[Source data]
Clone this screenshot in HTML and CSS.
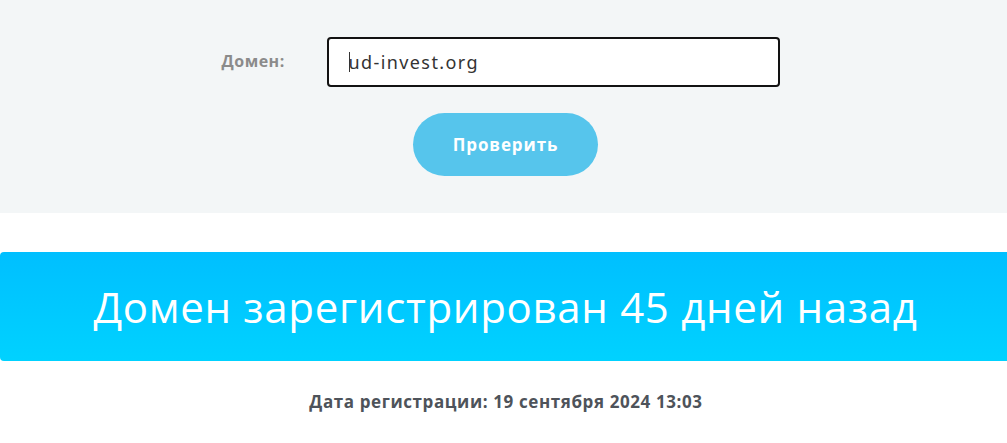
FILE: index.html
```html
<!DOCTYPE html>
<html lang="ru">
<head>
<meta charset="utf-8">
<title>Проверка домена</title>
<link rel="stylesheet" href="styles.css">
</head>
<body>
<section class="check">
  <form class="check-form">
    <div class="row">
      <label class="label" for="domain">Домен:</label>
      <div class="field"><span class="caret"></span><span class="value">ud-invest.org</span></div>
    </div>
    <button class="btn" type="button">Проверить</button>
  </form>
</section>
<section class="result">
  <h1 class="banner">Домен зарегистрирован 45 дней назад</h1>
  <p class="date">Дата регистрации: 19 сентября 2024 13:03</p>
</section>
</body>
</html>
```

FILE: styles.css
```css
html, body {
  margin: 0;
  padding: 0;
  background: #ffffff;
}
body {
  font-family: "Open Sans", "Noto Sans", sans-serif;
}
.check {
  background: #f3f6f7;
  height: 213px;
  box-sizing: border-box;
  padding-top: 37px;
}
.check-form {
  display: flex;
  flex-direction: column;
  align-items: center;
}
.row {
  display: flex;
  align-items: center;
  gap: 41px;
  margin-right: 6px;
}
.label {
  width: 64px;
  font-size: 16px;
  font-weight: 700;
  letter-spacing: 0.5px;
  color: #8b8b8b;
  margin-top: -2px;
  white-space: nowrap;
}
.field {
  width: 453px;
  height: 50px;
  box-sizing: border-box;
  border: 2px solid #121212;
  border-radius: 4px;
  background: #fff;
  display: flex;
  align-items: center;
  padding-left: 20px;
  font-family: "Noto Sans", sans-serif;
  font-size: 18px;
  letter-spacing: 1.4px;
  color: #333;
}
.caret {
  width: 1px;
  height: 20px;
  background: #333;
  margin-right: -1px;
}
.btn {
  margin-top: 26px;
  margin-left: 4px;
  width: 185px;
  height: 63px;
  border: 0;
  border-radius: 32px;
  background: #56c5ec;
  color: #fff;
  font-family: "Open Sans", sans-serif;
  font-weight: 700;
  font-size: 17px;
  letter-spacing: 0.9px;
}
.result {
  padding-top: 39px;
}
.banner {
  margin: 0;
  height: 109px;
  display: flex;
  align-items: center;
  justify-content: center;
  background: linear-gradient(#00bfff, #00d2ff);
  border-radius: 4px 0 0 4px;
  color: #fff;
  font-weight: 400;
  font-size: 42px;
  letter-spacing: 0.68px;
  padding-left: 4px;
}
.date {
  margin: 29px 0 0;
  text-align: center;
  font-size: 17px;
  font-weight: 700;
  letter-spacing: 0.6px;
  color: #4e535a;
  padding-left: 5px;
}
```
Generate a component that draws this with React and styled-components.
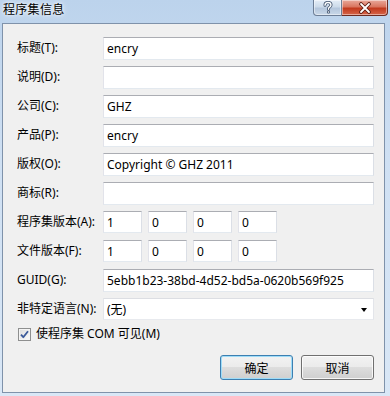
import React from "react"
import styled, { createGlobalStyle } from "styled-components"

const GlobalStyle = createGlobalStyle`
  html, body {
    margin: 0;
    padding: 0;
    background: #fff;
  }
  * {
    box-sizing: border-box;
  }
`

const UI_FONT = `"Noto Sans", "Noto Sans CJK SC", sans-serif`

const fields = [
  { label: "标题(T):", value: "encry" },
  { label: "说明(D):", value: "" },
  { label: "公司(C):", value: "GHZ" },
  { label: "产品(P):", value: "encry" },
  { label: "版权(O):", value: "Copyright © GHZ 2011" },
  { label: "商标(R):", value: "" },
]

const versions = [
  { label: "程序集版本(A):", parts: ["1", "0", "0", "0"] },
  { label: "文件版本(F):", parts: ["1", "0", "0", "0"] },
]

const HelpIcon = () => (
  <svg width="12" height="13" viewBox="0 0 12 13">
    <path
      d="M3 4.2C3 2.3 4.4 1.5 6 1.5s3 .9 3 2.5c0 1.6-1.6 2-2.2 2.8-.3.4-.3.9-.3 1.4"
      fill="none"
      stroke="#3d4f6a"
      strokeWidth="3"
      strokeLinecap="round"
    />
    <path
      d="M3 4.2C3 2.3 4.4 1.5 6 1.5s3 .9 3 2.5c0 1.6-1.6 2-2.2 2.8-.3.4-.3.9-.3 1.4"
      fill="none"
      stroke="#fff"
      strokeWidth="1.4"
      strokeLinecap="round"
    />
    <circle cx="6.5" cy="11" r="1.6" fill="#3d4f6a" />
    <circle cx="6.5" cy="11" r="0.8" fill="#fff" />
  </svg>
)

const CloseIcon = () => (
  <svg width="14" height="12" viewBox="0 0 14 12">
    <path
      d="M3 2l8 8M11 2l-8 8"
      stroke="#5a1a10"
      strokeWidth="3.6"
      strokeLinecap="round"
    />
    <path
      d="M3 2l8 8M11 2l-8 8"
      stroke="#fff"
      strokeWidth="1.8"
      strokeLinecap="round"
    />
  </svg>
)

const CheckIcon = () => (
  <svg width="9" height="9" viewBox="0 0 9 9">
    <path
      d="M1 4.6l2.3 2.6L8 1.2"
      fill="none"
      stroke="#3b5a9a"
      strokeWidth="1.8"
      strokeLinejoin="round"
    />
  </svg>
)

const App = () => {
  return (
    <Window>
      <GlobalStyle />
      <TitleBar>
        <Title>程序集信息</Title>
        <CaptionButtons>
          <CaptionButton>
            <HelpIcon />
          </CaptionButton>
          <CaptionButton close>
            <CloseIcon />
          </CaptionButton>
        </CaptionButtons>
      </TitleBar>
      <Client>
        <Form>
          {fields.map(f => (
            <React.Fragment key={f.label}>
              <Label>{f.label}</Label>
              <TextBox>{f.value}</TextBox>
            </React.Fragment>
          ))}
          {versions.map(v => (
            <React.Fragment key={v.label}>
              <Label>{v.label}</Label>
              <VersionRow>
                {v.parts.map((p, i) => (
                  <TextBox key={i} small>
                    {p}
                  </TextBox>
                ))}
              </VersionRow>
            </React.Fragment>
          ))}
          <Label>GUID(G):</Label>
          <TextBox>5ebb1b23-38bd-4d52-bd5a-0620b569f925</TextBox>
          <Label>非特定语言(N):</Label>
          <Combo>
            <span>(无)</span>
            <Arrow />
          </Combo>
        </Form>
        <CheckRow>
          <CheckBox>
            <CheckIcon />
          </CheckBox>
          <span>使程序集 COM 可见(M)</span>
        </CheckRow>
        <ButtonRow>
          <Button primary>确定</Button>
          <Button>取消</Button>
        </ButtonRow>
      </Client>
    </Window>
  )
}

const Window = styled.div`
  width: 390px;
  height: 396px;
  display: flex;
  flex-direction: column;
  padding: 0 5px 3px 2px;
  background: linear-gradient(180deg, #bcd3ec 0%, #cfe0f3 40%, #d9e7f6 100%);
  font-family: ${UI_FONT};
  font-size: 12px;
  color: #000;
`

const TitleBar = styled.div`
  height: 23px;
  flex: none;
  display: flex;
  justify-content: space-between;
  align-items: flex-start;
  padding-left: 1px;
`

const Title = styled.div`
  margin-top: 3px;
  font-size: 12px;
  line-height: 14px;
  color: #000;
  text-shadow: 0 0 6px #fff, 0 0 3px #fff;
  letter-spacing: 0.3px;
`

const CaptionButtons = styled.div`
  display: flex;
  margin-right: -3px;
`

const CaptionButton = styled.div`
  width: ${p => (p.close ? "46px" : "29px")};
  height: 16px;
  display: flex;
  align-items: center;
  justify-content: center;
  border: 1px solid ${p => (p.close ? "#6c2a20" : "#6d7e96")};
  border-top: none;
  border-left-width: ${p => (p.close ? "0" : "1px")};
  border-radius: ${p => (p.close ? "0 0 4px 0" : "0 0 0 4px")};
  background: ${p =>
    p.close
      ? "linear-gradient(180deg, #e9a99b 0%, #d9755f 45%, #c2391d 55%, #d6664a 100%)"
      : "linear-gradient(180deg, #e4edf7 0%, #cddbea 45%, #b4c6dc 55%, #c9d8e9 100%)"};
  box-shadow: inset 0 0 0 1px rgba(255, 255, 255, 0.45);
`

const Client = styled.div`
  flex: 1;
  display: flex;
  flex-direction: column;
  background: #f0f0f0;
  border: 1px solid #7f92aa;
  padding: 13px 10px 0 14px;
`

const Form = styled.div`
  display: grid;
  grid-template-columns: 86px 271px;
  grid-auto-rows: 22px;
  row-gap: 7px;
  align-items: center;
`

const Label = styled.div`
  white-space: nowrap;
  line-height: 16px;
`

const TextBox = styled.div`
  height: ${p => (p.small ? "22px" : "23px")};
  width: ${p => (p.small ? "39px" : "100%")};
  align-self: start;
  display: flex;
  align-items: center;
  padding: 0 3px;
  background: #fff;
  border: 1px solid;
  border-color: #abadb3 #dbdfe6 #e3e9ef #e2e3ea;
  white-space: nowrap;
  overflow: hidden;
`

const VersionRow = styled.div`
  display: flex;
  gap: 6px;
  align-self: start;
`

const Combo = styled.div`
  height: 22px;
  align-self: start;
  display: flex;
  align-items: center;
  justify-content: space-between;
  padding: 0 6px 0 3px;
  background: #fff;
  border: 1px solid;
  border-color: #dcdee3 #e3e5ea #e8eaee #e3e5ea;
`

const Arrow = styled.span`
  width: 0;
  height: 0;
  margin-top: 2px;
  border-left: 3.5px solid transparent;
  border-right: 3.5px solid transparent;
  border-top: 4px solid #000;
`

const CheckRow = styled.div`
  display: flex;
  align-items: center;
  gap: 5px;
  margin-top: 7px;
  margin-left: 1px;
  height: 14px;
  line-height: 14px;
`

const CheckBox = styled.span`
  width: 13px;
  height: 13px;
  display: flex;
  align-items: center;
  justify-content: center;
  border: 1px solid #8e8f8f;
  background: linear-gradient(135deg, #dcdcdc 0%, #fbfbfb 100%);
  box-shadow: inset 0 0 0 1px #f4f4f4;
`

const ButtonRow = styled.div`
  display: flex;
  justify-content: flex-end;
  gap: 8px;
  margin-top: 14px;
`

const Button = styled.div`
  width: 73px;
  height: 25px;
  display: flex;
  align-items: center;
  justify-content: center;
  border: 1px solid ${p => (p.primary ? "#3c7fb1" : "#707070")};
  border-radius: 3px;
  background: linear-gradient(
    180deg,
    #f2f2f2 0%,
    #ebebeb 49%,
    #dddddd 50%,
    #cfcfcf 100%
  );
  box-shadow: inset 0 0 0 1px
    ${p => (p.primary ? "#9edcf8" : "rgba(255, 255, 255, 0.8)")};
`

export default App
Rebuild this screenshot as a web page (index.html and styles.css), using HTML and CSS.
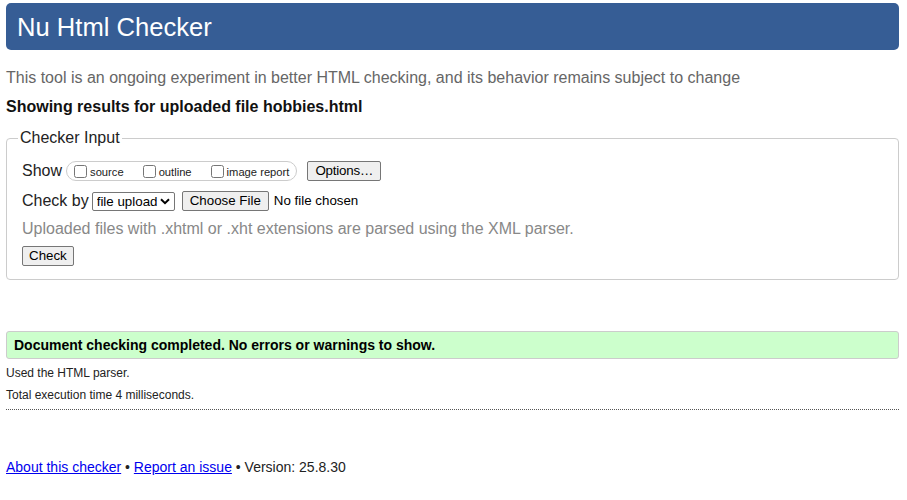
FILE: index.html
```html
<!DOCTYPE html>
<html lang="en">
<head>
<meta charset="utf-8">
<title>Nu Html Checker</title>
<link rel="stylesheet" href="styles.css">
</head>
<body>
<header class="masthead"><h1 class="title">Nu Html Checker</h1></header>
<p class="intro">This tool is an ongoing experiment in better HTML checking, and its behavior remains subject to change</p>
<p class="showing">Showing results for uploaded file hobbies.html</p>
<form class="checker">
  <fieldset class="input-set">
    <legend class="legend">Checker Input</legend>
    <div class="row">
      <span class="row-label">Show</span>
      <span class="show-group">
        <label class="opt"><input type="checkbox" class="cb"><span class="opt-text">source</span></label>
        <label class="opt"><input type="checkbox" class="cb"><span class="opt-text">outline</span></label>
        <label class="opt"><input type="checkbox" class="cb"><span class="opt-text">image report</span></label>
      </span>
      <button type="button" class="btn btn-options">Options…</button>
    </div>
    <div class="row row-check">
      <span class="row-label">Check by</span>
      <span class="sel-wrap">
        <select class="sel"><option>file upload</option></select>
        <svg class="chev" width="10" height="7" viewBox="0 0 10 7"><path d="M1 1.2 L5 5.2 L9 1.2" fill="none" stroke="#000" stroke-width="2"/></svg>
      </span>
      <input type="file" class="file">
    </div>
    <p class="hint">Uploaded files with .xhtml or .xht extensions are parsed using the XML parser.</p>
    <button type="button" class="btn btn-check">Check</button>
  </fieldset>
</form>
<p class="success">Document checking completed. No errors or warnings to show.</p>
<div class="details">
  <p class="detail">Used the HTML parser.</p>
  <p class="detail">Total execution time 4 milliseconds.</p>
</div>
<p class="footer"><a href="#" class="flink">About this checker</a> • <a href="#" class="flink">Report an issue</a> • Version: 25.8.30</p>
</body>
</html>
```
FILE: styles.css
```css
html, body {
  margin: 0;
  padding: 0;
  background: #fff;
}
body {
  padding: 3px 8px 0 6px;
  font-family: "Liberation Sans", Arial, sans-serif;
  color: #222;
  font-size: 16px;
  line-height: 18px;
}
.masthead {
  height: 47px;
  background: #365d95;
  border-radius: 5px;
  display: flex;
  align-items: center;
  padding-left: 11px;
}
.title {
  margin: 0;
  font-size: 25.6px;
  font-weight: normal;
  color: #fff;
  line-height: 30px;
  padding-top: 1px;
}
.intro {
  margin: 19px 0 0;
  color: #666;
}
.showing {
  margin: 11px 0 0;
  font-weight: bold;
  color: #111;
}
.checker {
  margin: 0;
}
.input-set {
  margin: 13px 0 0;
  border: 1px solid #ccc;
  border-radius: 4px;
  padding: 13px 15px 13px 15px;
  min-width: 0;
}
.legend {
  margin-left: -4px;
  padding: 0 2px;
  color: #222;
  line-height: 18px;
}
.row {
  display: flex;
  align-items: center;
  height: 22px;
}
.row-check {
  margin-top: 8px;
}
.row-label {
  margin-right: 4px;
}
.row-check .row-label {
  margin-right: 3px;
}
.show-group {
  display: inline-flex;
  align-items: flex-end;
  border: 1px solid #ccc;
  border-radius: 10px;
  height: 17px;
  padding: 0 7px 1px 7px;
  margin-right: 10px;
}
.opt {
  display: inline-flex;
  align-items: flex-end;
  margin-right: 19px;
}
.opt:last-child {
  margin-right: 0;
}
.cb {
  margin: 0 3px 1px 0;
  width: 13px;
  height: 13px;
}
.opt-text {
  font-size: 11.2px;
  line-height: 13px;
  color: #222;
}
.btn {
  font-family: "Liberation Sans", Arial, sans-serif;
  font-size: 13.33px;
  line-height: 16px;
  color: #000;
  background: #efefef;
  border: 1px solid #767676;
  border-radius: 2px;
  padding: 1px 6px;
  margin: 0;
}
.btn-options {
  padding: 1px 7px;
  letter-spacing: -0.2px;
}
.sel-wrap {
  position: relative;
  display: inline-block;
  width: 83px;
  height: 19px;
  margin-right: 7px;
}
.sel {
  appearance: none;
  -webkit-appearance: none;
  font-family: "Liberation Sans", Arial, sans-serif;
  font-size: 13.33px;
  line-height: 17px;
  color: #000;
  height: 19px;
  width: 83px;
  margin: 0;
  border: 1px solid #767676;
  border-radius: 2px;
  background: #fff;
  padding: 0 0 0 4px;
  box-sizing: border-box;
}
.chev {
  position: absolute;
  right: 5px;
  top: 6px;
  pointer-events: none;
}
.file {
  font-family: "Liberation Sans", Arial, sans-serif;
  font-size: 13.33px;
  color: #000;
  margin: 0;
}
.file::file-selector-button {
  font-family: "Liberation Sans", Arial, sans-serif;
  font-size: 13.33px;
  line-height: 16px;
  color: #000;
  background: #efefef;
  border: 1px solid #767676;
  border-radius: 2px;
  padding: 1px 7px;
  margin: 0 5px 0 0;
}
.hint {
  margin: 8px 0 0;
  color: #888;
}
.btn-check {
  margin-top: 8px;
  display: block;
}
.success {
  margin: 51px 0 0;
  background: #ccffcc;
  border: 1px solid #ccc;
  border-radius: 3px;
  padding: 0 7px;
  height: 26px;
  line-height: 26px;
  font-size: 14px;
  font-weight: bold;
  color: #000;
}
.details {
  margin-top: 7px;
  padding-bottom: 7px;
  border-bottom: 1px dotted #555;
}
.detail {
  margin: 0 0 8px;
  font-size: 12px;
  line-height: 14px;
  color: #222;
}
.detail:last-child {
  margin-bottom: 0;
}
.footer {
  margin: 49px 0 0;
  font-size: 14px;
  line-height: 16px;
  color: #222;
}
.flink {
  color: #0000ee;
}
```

**TASK PROMPT**
List all lines holding the string "with".

**TASK SOLUTION**
Generate a component that draws this with React and styled-components.
    <p class="hint">Uploaded files with .xhtml or .xht extensions are parsed using the XML parser.</p>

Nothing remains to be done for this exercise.